To estimate the impact of a U.S. ban on menthol cigarettes, the study applied the effect the Canadian ban had on quitting to U.S. statistics on menthol smokers. The study projected that a U.S. ban on menthol cigarettes would lead to an increase in quitting of 1,337,988 U.S. smokers. Because 80 per cent of Black smokers smoke menthols—compared to about 35 per cent of U.S. smokers overall—the impact of a menthol cigarette ban in the U.S. would be proportionately greater for them. The projections are that 381,272 Black smokers would quit after a U.S. ban on menthols.
“These findings provide the foundation for the U.S. and other countries considering menthol cigarette bans to estimate the possible impact of such bans on reducing smoking,” said Michael O. Chaiton, scientist at the Centre for Addiction and Mental Health, director of research at the Ontario Tobacco Research Unit, and principal investigator of the Ontario Menthol Ban Study.
For more than a decade, public health experts, scientists, civil rights groups, and anti-tobacco organizations—including the World Health Organization—have called upon governments to ban menthol cigarettes.
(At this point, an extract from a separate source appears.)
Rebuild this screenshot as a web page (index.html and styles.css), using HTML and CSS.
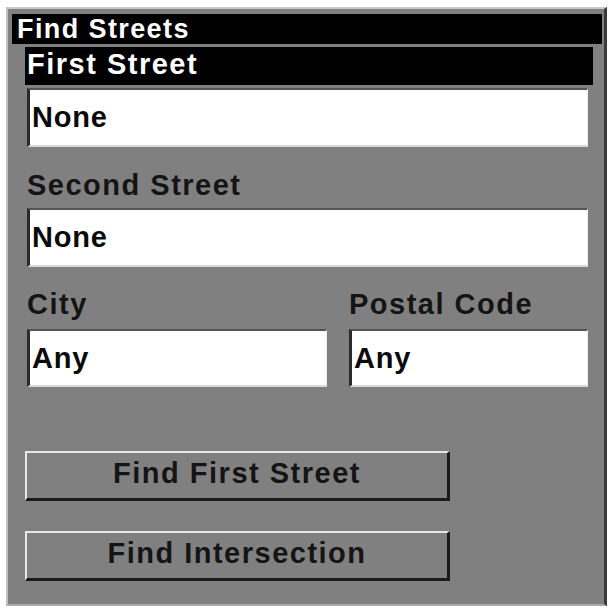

In addition to Canada, more than 30 other countries have banned menthol cigarettes, including all member states of the European Union.
Menthol is added to cigarettes because it creates a cooling sensation that takes the edge off the harshness of cigarette smoke, making it easier to start smoking and facilitating addiction, all reasons why public health experts have called for a menthol ban.
The study appears in the journal Tobacco Control.